Dans sa solitude écrasante, il trouve du réconfort auprès de Pouf, un chat de navire siamois adopté par sa mère de son vivant. «Ma famille à moi, après toi, ton père et ta tante Kalthoum, ce sont les chats », lui répétait incessamment sa mère qui estimait que les bêtes qu’elle nourrissait tous les jours auprès du port lui veulent du bien et la comblent d’affection.
Or, Pouf n’est pas un chat banal. Il est pour Khalil un confident, ami et frère. Les échanges verbaux entre l’humain et son animal de compagnie en font une créature d’un rang supérieur, «un chat botté à sa façon». Les psychiatres que Khalil consultait ont beau tenter de le convaincre que c’est une fiction brodée par ses soins en fonction de ses besoins pour combler ses manques et ses faiblesses. Or, pour lui, ce chat garde un secret de vie. Il a quelque chose qui renforce et qui rend optimiste. Il pense même qu’il est habité par quelque chose, par quelqu’un ou même un djinn bienfaisant. «Qui suis-je? Où vais-je ? Quel avenir m’attend en compagnie de ce drôle de chat ?». Tout le roman s’articule autour de cette série de questions.
Pour guérir ce délire mystique, les psychiatres proposent l’écriture comme thérapie. «C’est une autre forme de lévitation. Cependant elle est plus constructive que la vôtre», avait dit le médecin à Khalil. La littérature tient en effet une part importante dans la construction du récit, étant, selon la mère, «une seconde nourriture pour les vivants».
Le roman est ainsi imprégné de références littéraires, depuis «Les mémoires d’un chat» de la romancière japonaise Hiro Arikawa, en passant par Louis Aragon, Milan Kundera, Robert Silverberg et bien d’autres..
Et comme ce récit est ancré dans un cadre véridique, l’écrivain nous décrit Bizerte avec son pont, ses baies, ses îlots et ses caps. Des itinéraires et des haltes sont relatés de la plage Errimel jusqu’à Ras Engela, en passant par les grottes, Cap Blanc, Cap Negro et Cap Serrat. Il évoque également au fil des événements le circuit architecture avec comme thème Bizerte ville européenne et l’histoire des ponts jusqu’au pont mobile inauguré en 1980. En spécialiste du patrimoine, l’écrivain a évoqué à plusieurs reprises le sandwich aux pois chiches, «une distinction patrimoniale malheureusement si peu valorisée». On trouve même dans le roman «le thé à la baklawa aux pieds du rempart de la ville».

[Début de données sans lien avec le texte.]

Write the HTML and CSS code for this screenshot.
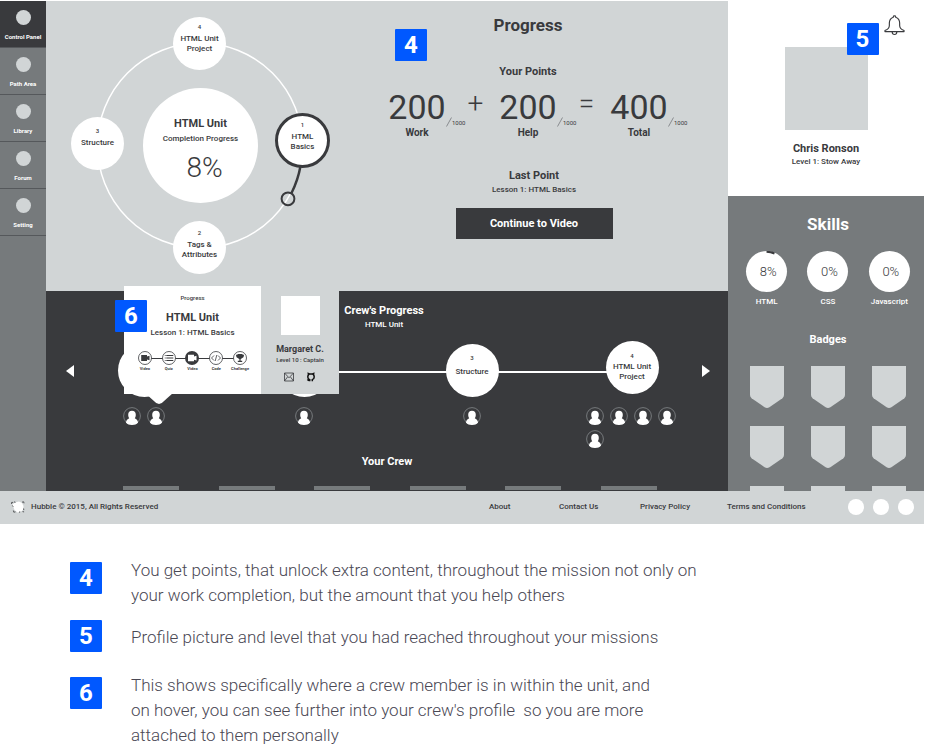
FILE: index.html
```html
<!DOCTYPE html>
<html lang="en">
<head>
<meta charset="utf-8">
<title>Hubble Control Panel</title>
<link rel="stylesheet" href="styles.css">
</head>
<body>
<svg class="defs" aria-hidden="true">
  <symbol id="person" viewBox="0 0 18 18">
    <circle cx="9" cy="9" r="8.4" fill="none" stroke="#76797c" stroke-width="1"/>
    <path fill="#fff" d="M9 3.800c2.400 0 3.800 1.600 3.800 3.900 0 1.500-.4 2.600-1 3.600 1.600.7 2.900 2.200 3.300 4.100C13.600 17.200 11.400 17.900 9 17.900s-4.600-.7-6.100-2.500c.4-1.900 1.700-3.400 3.300-4.100-.6-1-1-2.100-1-3.600C5.200 5.400 6.600 3.800 9 3.800z"/>
  </symbol>
  <symbol id="shield" viewBox="0 0 34 42">
    <path fill="#d1d5d6" d="M0 0h34v29q0 2-1.600 3.200L19.400 41.200q-2.400 1.600-4.800 0L1.600 32.200Q0 31 0 29z"/>
  </symbol>
</svg>

<div class="app">
  <nav class="sidebar" aria-label="Main">
    <a class="nav-item nav-item-active" href="#"><span class="nav-dot"></span>Control Panel</a>
    <a class="nav-item" href="#"><span class="nav-dot"></span>Path Area</a>
    <a class="nav-item" href="#"><span class="nav-dot"></span>Library</a>
    <a class="nav-item" href="#"><span class="nav-dot"></span>Forum</a>
    <a class="nav-item" href="#"><span class="nav-dot"></span>Setting</a>
  </nav>

  <main class="main">
    <section class="overview">
      <div class="orbit">
        <svg class="orbit-lines" viewBox="0 0 294 290" aria-hidden="true">
          <circle cx="154" cy="144.500" r="102.500" fill="none" stroke="#fff" stroke-width="1.500"/>
          <path d="M254.500 165 Q252 179 245.500 192" fill="none" stroke="#393a3d" stroke-width="2.500"/>
          <circle cx="242" cy="197.800" r="6.400" fill="none" stroke="#393a3d" stroke-width="2"/>
        </svg>
        <div class="orbit-core">
          <h2 class="title">HTML Unit</h2>
          <p class="small">Completion Progress</p>
          <p class="percent">8%</p>
        </div>
        <a class="node node-top" href="#"><span class="num">4</span>HTML Unit<br>Project</a>
        <a class="node node-right" href="#"><span class="num">1</span>HTML<br>Basics</a>
        <a class="node node-bottom" href="#"><span class="num">2</span>Tags &amp;<br>Attributes</a>
        <a class="node node-left" href="#"><span class="num">3</span>Structure</a>
      </div>

      <div class="progress">
        <span class="marker marker-points">4</span>
        <div class="progress-head">
          <h1 class="heading">Progress</h1>
          <h2 class="subheading">Your Points</h2>
        </div>
        <div class="stats">
          <div class="stat"><span class="stat-value">200</span><span class="stat-max"><svg viewBox="0 0 6 10" aria-hidden="true"><path d="M.5 9.500 5.500.5"/></svg>1000</span><span class="stat-label">Work</span></div>
          <span class="operator">+</span>
          <div class="stat"><span class="stat-value">200</span><span class="stat-max"><svg viewBox="0 0 6 10" aria-hidden="true"><path d="M.5 9.500 5.500.5"/></svg>1000</span><span class="stat-label">Help</span></div>
          <span class="operator">=</span>
          <div class="stat"><span class="stat-value">400</span><span class="stat-max"><svg viewBox="0 0 6 10" aria-hidden="true"><path d="M.5 9.500 5.500.5"/></svg>1000</span><span class="stat-label">Total</span></div>
        </div>
        <h2 class="subheading">Last Point</h2>
        <p class="small">Lesson 1: HTML Basics</p>
        <button class="continue" type="button">Continue to Video</button>
      </div>
    </section>

    <section class="crew">
      <div class="crew-head">
        <h2 class="subheading">Crew's Progress</h2>
        <p class="small">HTML Unit</p>
      </div>
      <div class="track">
        <button class="arrow arrow-prev" type="button" aria-label="Previous"></button>
        <div class="stages">
          <div class="stage">
            <div class="stage-head"><div class="node"></div></div>
            <div class="avatars">
              <svg><use href="#person"/></svg>
              <svg><use href="#person"/></svg>
            </div>
          </div>
          <div class="stage">
            <div class="stage-head"><div class="node"></div></div>
            <div class="avatars"><svg><use href="#person"/></svg></div>
          </div>
          <div class="stage">
            <div class="stage-head"><div class="node"><span class="num">3</span>Structure</div></div>
            <div class="avatars"><svg><use href="#person"/></svg></div>
          </div>
          <div class="stage stage-raised">
            <div class="stage-head"><div class="node"><span class="num">4</span>HTML Unit<br>Project</div></div>
            <div class="avatars">
              <svg><use href="#person"/></svg>
              <svg><use href="#person"/></svg>
              <svg><use href="#person"/></svg>
              <svg><use href="#person"/></svg>
              <svg><use href="#person"/></svg>
            </div>
          </div>
        </div>
        <button class="arrow arrow-next" type="button" aria-label="Next"></button>
      </div>
      <h2 class="subheading">Your Crew</h2>
      <div class="crew-cards">
        <span></span><span></span><span></span><span></span><span></span><span></span>
      </div>

      <div class="popover">
        <span class="marker marker-crew">6</span>
        <div class="popover-unit">
          <p class="tiny">Progress</p>
          <h3 class="title">HTML Unit</h3>
          <p class="small">Lesson 1: HTML Basics</p>
          <ol class="steps">
            <li><svg viewBox="0 0 14 14"><circle cx="7" cy="7" r="6.500" fill="#fff" stroke="#393a3d" stroke-width=".8"/><path fill="#393a3d" d="M3.200 4h5.800v1.500l2.500-.7v4.400L9 8.500V10H3.200z"/></svg>Video</li>
            <li><svg viewBox="0 0 14 14"><circle cx="7" cy="7" r="6.500" fill="#fff" stroke="#393a3d" stroke-width=".8"/><path stroke="#393a3d" stroke-width="1" d="M2.800 4.500h.8m.7 0h7M2.800 7h.8m.7 0h7M2.800 9.500h.8m.7 0h7"/></svg>Quiz</li>
            <li><svg viewBox="0 0 14 14"><circle cx="7" cy="7" r="7" fill="#393a3d"/><path fill="#fff" d="M3 3.800h6v1.800l2.500-.8v4.700L9 8.800v1.400H3z"/></svg>Video</li>
            <li><svg viewBox="0 0 14 14"><circle cx="7" cy="7" r="6.500" fill="#fff" stroke="#393a3d" stroke-width=".8"/><path fill="none" stroke="#393a3d" stroke-width=".8" d="M5 4.500 2.500 7 5 9.500M9 4.500 11.500 7 9 9.500M7.800 4 6.200 10"/></svg>Code</li>
            <li><svg viewBox="0 0 14 14"><circle cx="7" cy="7" r="6.500" fill="#fff" stroke="#393a3d" stroke-width=".8"/><path fill="#393a3d" d="M4.500 3h5v.8H11c0 2-.8 3.200-2.200 3.500-.3.500-.7.800-1.200 1v1.400h1.600V11H4.800V9.700h1.600V8.300c-.5-.2-.9-.5-1.200-1C3.800 7 3 5.800 3 3.800h1.500z"/></svg>Challenge</li>
          </ol>
        </div>
        <div class="popover-person">
          <div class="popover-photo"></div>
          <h3 class="person-name">Margaret C.</h3>
          <p class="person-level">Level 10 : Captain</p>
          <div class="contacts">
            <a href="#" aria-label="Email"><svg viewBox="0 0 10 10"><path fill="none" stroke="#393a3d" stroke-width=".8" d="M.5 1h9v8h-9zM.5 1 5 5.800 9.500 1M.5 9l3-4M9.500 9l-3-4"/></svg></a>
            <a href="#" aria-label="GitHub"><svg viewBox="0 0 10 10"><path fill="none" stroke="#111" stroke-width="1.500" d="M3.700 9.200V7.600C2.500 7.200 1.800 6.400 1.800 4.900c0-.8.2-1.400.6-1.900L2.300 1.500l1.500.6c.8-.2 1.600-.2 2.400 0l1.500-.6L7.600 3c.4.500.6 1.100.6 1.900 0 1.500-.7 2.300-1.900 2.700v1.600M3.500 8.500C2.300 8.800 1.900 8 1.300 7.500"/></svg></a>
          </div>
        </div>
      </div>
    </section>
  </main>

  <aside class="side">
    <section class="profile">
      <button class="bell" type="button" aria-label="Notifications">
        <svg viewBox="0 0 22 22"><path fill="none" stroke="#393a3d" stroke-width="1.200" stroke-linejoin="round" d="M1 17.400v-1.200c3-1 4.600-2.200 4.600-5.200V8.500c0-3.600 1.600-5.400 4.200-6.200V1.500c0-1 2.400-1 2.400 0v.8c2.600.8 4.200 2.600 4.200 6.200V11c0 3 1.600 4.200 4.600 5.200v1.200zM8.500 17.600c.2 3.800 4.800 3.800 5 0"/></svg>
      </button>
      <div class="photo"><span class="marker marker-profile">5</span></div>
      <h2 class="profile-name">Chris Ronson</h2>
      <p class="small">Level 1: Stow Away</p>
    </section>
    <section class="skills">
      <h2 class="heading">Skills</h2>
      <div class="skill-row">
        <div class="skill"><span class="skill-disc">8%<svg viewBox="0 0 41 41" aria-hidden="true"><path d="M20.500 .8 A19.700 19.700 0 0 1 28.500 2.500" fill="none" stroke="#393a3d" stroke-width="2"/></svg></span>HTML</div>
        <div class="skill"><span class="skill-disc">0%</span>CSS</div>
        <div class="skill"><span class="skill-disc">0%</span>Javascript</div>
      </div>
      <h2 class="subheading">Badges</h2>
      <div class="badges">
        <svg><use href="#shield"/></svg><svg><use href="#shield"/></svg><svg><use href="#shield"/></svg>
        <svg><use href="#shield"/></svg><svg><use href="#shield"/></svg><svg><use href="#shield"/></svg>
        <svg><use href="#shield"/></svg><svg><use href="#shield"/></svg><svg><use href="#shield"/></svg>
      </div>
    </section>
  </aside>

  <footer class="footer">
    <svg class="logo" viewBox="0 0 14 12" aria-hidden="true">
      <path fill="#fff" d="M1.500 3.500 4 1.500l4-1 3 1.500 1.500 3-.5 4-2 1.500-3.500 1L3.500 9z"/>
      <path fill="none" stroke="#55575a" stroke-width="1" d="M.6 3V1.400h1.600M3 .9l1.500.4M11 1.200l1.700-.4.300 1.500M1.400 4.500l.8 1.200M2.400 9.500l.4 1.700 1.700-.3M12.600 7.500l.2 1.600M11.500 10.600l1.600.3M8 11.200l1.200-.3"/>
    </svg>
    <span class="copyright">Hubble © 2015, All Rights Reserved</span>
    <nav class="footer-links" aria-label="Footer">
      <a href="#">About</a><a href="#">Contact Us</a><a href="#">Privacy Policy</a><a href="#">Terms and Conditions</a>
    </nav>
    <div class="social">
      <a href="#" aria-label="Facebook"></a><a href="#" aria-label="Twitter"></a><a href="#" aria-label="Instagram"></a>
    </div>
  </footer>
</div>

<div class="notes">
  <div class="note"><span class="marker">4</span><p>You get points, that unlock extra content, throughout the mission not only on<br>your work completion, but the amount that you help others</p></div>
  <div class="note note-single"><span class="marker">5</span><p>Profile picture and level that you had reached throughout your missions</p></div>
  <div class="note"><span class="marker">6</span><p>This shows specifically where a crew member is in within the unit, and<br>on hover, you can see further into your crew's profile&nbsp; so you are more<br>attached to them personally</p></div>
</div>
</body>
</html>
```
FILE: styles.css
```css
* { box-sizing: border-box; }

body {
  margin: 0;
  background: #fff;
  color: #393a3d;
  font-family: Roboto, "Liberation Sans", sans-serif;
  font-size: 8px;
  line-height: 10px;
}

h1, h2, h3, p, ol { margin: 0; padding: 0; }
a { color: inherit; text-decoration: none; }
button { border: 0; padding: 0; font: inherit; cursor: pointer; }
svg { display: block; }
.defs { position: absolute; width: 0; height: 0; }

/* Shared text */
.heading { font-size: 17px; line-height: 20px; font-weight: 700; }
.subheading { font-size: 11px; line-height: 16px; font-weight: 700; }
.title { font-size: 11px; line-height: 18px; font-weight: 700; }
.small { font-size: 8px; line-height: 12px; font-weight: 500; }
.tiny { font-size: 6px; line-height: 8px; font-weight: 500; }

.marker {
  display: flex;
  align-items: center;
  justify-content: center;
  flex: none;
  width: 32px;
  height: 32px;
  border-radius: 1px;
  background: #0058ff;
  color: #fff;
  font-size: 24px;
  line-height: 32px;
  font-weight: 700;
}

/* Frame */
.app {
  display: grid;
  grid-template-columns: 46px 1fr 196px;
  margin-right: 2px;
  padding-top: 1px;
}

.sidebar { background: #767a7c; color: #fff; }
.nav-item {
  display: flex;
  flex-direction: column;
  align-items: center;
  gap: 8px;
  height: 47px;
  padding-top: 9px;
  border-bottom: 1px solid #55585b;
  font-size: 6px;
  line-height: 8px;
  font-weight: 700;
  white-space: nowrap;
}
.nav-item-active { background: #393a3d; }
.nav-dot { width: 15px; height: 15px; border-radius: 50%; background: #d1d5d6; }

/* Unit overview */
.overview { display: flex; height: 290px; background: #d1d5d6; }
.orbit { position: relative; flex: none; width: 294px; height: 290px; text-align: center; }
.orbit-lines { width: 294px; height: 290px; }

.node {
  display: flex;
  flex-direction: column;
  align-items: center;
  justify-content: center;
  width: 53px;
  height: 53px;
  border-radius: 50%;
  background: #fff;
  color: #393a3d;
  font-weight: 500;
  text-align: center;
  white-space: nowrap;
}
.num { font-size: 6px; line-height: 12px; }
.orbit .node { position: absolute; display: block; padding: 4px 0 0; }
.orbit .num { display: block; margin-bottom: 1px; }
.orbit .node-top { left: 127px; top: 16px; }
.orbit .node-bottom { left: 127px; top: 220px; padding-top: 6px; }
.orbit .node-left { left: 25px; top: 116px; padding-top: 8px; }
.orbit .node-right { left: 229px; top: 112px; width: 55px; height: 55px; border: 3px solid #393a3d; padding-top: 3px; }
.orbit-core {
  position: absolute;
  left: 97px;
  top: 87px;
  width: 115px;
  height: 115px;
  padding-top: 27px;
  border-radius: 50%;
  background: #fff;
}
.percent { margin-top: 6px; padding-left: 8px; font-size: 28px; line-height: 34px; font-weight: 300; }

.progress { position: relative; flex: 1; padding-top: 14px; text-align: center; }
.marker-points { position: absolute; left: 55px; top: 28px; }
.progress-head { display: flex; flex-direction: column; gap: 29px; padding-right: 12px; }
.stats { display: flex; justify-content: center; padding-left: 8px; margin: 7px 0 29px; }
.stat { display: grid; grid-template-columns: 58px 20px; }
.stat-value { font-size: 34px; line-height: 40px; text-align: center; }
.stat-max { align-self: end; display: flex; align-items: flex-end; font-size: 6px; line-height: 8px; }
.stat-max svg { flex: none; width: 6px; height: 10px; fill: none; stroke: #76797c; stroke-width: .8; }
.stat-label { font-size: 10px; line-height: 12px; font-weight: 700; text-align: center; }
.operator { width: 33px; padding-right: 14px; font-size: 28px; line-height: 34px; font-weight: 300; }
.continue {
  width: 157px;
  height: 31px;
  margin-top: 12px;
  background: #393a3d;
  color: #fff;
  font-size: 11px;
  font-weight: 700;
}

/* Crew progress */
.crew { position: relative; height: 200px; background: #393a3d; color: #fff; text-align: center; }
.crew-head { padding: 12px 6px 0 0; }
.track { display: flex; gap: 22px; padding: 10px 18px 0 20px; }
.arrow { flex: none; width: 8px; height: 12px; margin-top: 24px; background: #fff; }
.arrow-prev { clip-path: polygon(100% 0, 100% 100%, 0 50%); }
.arrow-next { clip-path: polygon(0 0, 100% 50%, 0 100%); }
.stages {
  position: relative;
  flex: 1;
  display: grid;
  grid-template-columns: 96px 64fr 96px 72fr 96px 64fr 96px;
}
.stages::before {
  content: "";
  position: absolute;
  left: 48px;
  right: 48px;
  top: 30px;
  height: 2px;
  background: #fff;
}
.stage { position: relative; grid-row: 1; }
.stage:nth-child(1) { grid-column: 1; }
.stage:nth-child(2) { grid-column: 3; }
.stage:nth-child(3) { grid-column: 5; }
.stage:nth-child(4) { grid-column: 7; }
.stage-head { display: flex; align-items: flex-end; justify-content: center; height: 56px; }
.stage .node { padding-bottom: 16px; }
.stage .num { line-height: 18px; }
.stage-raised .stage-head { align-items: flex-start; }
.stage-raised .node { padding-bottom: 4px; }
.stage-raised .num { line-height: 12px; }
.avatars { display: flex; flex-wrap: wrap; gap: 5px 6px; width: max-content; max-width: 92px; margin: 10px auto 0; }
.avatars svg { width: 18px; height: 18px; }
.crew > .subheading { margin-top: 6px; }
.crew-cards { display: flex; justify-content: space-between; height: 4px; margin: 16px 71px 0 77px; overflow: hidden; }
.crew-cards span { width: 56px; height: 56px; background: #767a7c; }

.popover {
  position: absolute;
  left: 78px;
  top: -5px;
  display: flex;
  height: 108px;
  color: #393a3d;
}
.popover::after {
  content: "";
  position: absolute;
  left: 21px;
  top: 107px;
  width: 28px;
  height: 11px;
  background: #fff;
  clip-path: polygon(0 0, 100% 0, 60% 90%, 50% 100%, 40% 90%);
}
.marker-crew { position: absolute; left: -9px; top: 14px; }
.popover-unit { width: 137px; padding-top: 8px; background: #fff; }
.popover-unit .title { margin-top: 7px; }
.steps { position: relative; display: flex; justify-content: space-between; margin: 12px 9px 0; list-style: none; }
.steps::before { content: ""; position: absolute; left: 12px; right: 12px; top: 7px; height: 1px; background: #393a3d; }
.steps li { position: relative; width: 24px; font-size: 4px; line-height: 8px; font-weight: 700; }
.steps svg { width: 14px; height: 14px; margin: 0 auto; }
.popover-person { width: 78px; padding-top: 10px; background: #d1d5d6; }
.popover-photo { width: 39px; height: 39px; margin: 0 auto 8px; background: #fff; }
.person-name { font-size: 9px; line-height: 12px; font-weight: 700; }
.person-level { font-size: 6px; line-height: 10px; font-weight: 500; white-space: nowrap; }
.contacts { display: flex; justify-content: center; gap: 12px; margin-top: 7px; }
.contacts svg { width: 10px; height: 10px; }

/* Profile and skills */
.side { display: flex; flex-direction: column; text-align: center; }
.profile { position: relative; height: 195px; padding-top: 46px; background: #fff; }
.bell { position: absolute; right: 19px; top: 14px; background: none; }
.bell svg { width: 21px; height: 21px; }
.photo { position: relative; width: 83px; height: 83px; margin: 0 auto 12px; background: #d1d5d6; }
.marker-profile { position: absolute; right: -11px; top: -24px; }
.profile-name { font-size: 11px; line-height: 14px; font-weight: 700; }
.skills { flex: 1; padding: 18px 4px 0 8px; background: #767a7c; color: #fff; }
.skill-row { display: grid; grid-template-columns: repeat(3, 1fr); margin: 17px 0 25px; }
.skill { display: flex; flex-direction: column; align-items: center; gap: 5px; font-weight: 500; }
.skill-disc {
  position: relative;
  width: 41px;
  height: 41px;
  padding-left: 3px;
  border-radius: 50%;
  background: #fff;
  color: #393a3d;
  font-size: 13px;
  line-height: 41px;
  font-weight: 300;
}
.skill-disc svg { position: absolute; inset: 0; }
.badges {
  display: grid;
  grid-template-columns: repeat(3, 1fr);
  justify-items: center;
  gap: 18px 0;
  height: 125px;
  margin-top: 18px;
  overflow: hidden;
}
.badges svg { width: 34px; height: 42px; }

/* Footer */
.footer {
  grid-column: 1 / -1;
  display: flex;
  align-items: center;
  height: 33px;
  padding: 0 10px 2px 11px;
  background: #d1d5d6;
  font-weight: 500;
}
.logo { width: 14px; height: 12px; margin-right: 6px; }
.footer-links { display: grid; grid-template-columns: 70px 81px 87px 121px; margin-left: auto; white-space: nowrap; }
.social { display: flex; gap: 9px; }
.social a { width: 16px; height: 16px; border-radius: 50%; background: #fff; }

/* Annotations */
.notes { padding: 34px 70px 0; color: #4a4854; }
.note { display: flex; gap: 29px; font-size: 17px; line-height: 25px; font-weight: 300; }
.note p { margin-bottom: -2px; }
.note .marker { margin-top: 4px; }
.note-single { align-items: center; margin: 14px 0 21px; }
.note-single .marker { margin-top: 0; }
```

Dans ce roman où délire et lucidité s’entrelacent, Abdellatif Mrabet donne voix à l’invisible chaos mental d’un personnage en crise, en perte de repères.
Une œuvre puissante et profondément humaine qui, sous couvert de fiction, interroge par des symboles et des allusions. Alors que les frontières entre réalité, hallucination et folie s’estompent, « les mots et les définitions n’ont pas d’importance car chacun peut voir midi à sa porte».